8. "Static Electrician" – 3:10
  - Released on pHILM #1.
9. "Red Scratch" – 3:08
  - Released on pHILM #1.
10. "Nasa Arab (No Skin (Aural Circumcision))" – 9:11
  - Released on The Golden Palominos EP No Thought, No Breath, No Eyes, No Heart : The Pure Remix EP.
11. "If It Wasn't Wolves, Then What Was It" – 2:58
  - Released on compilation Treat the Gods As If They Exist.
12. "Gnomic Verses" – 5:04
  - Released on compilation Interiors; recorded as ELpH.

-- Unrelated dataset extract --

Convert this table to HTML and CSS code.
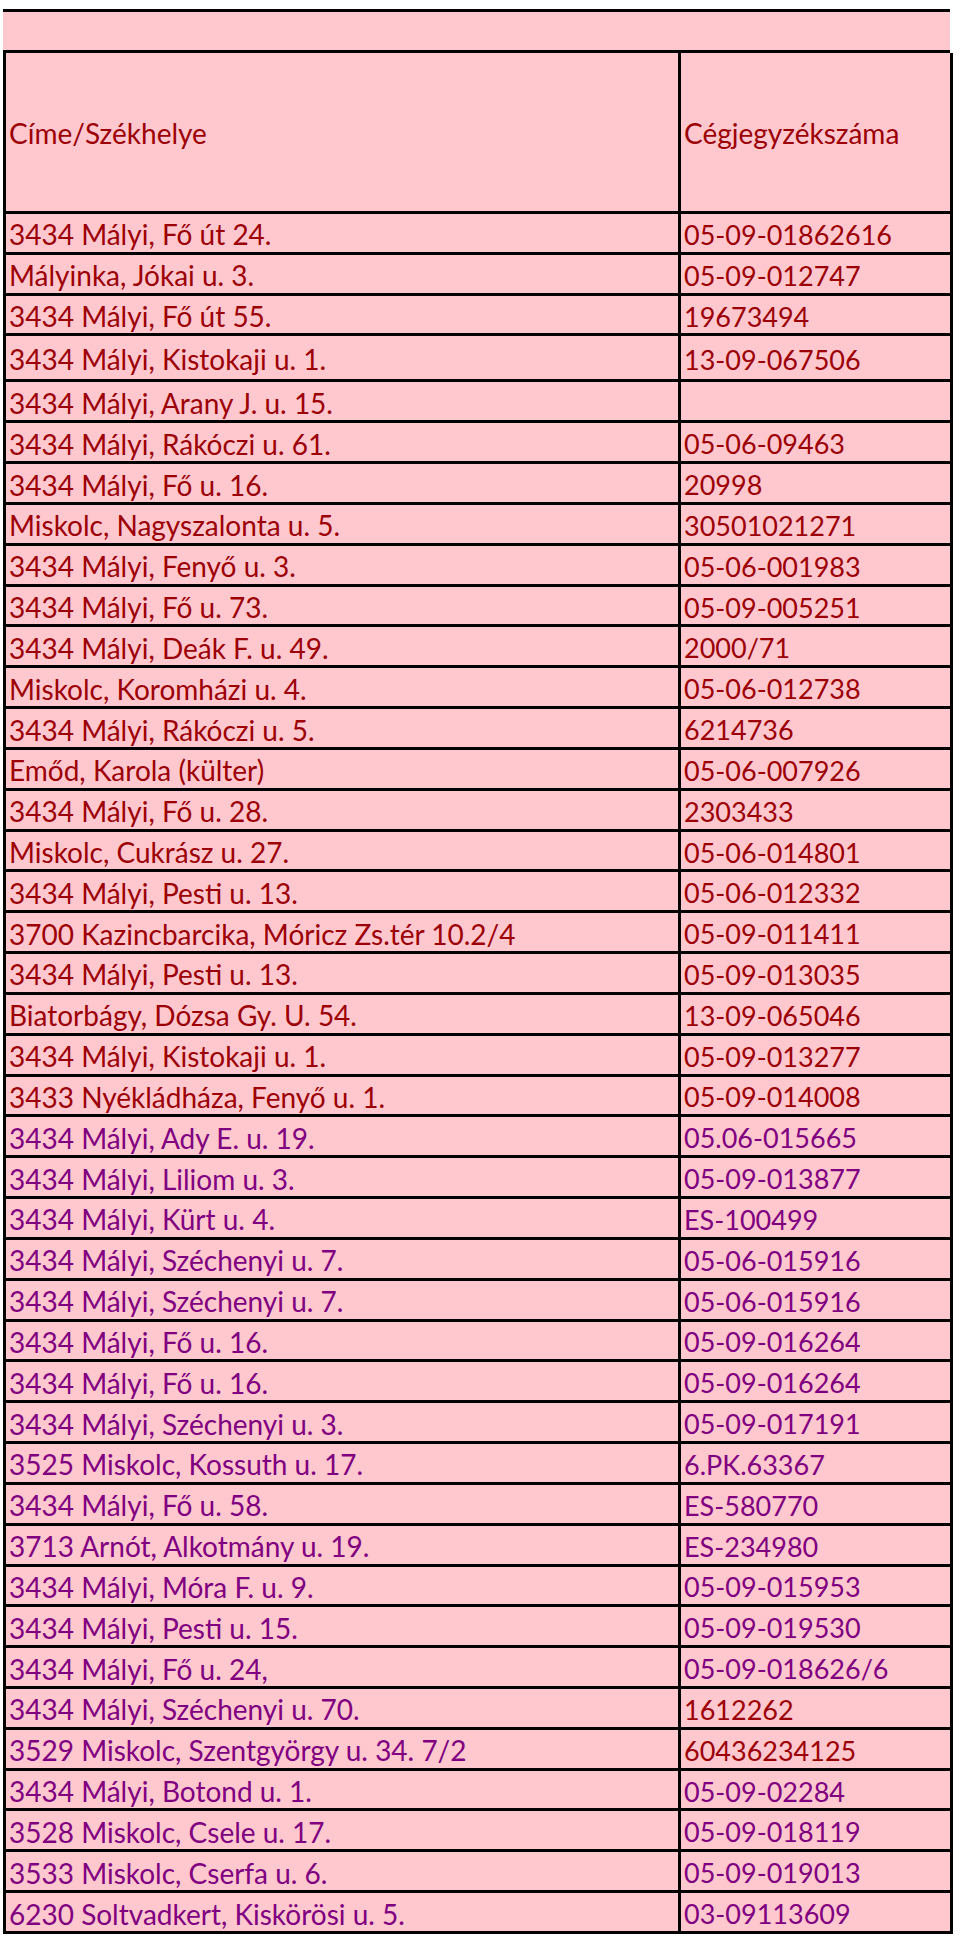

13. "Blue (Special Alternate Combination Mix)" – 1:59
  - Exclusive version.
14. "Theme from The Gay Man's Guide to Safer Sex" – 8:13
  - Exclusive.
15. "Bee Has The Photos" – 4:55
  - From Backwards demo.
16. "Egyptian Basses" – 8:16
  - From Backwards demo.
17. "Pre-Original Chaostrophy" – 5:33
  - Exclusive.
18. "The Dark Age of Love" – 3:25
  - Exclusive.
19. "Spastiche" – 5:57
  - From Backwards demo.
20. "Assassins of Hakim Bey" – 4:15
  - Exclusive featuring Bill Laswell and Hakim Bey.
21. "Protection II" – 13:24
  - Exclusive, original released on Born Again Pagans.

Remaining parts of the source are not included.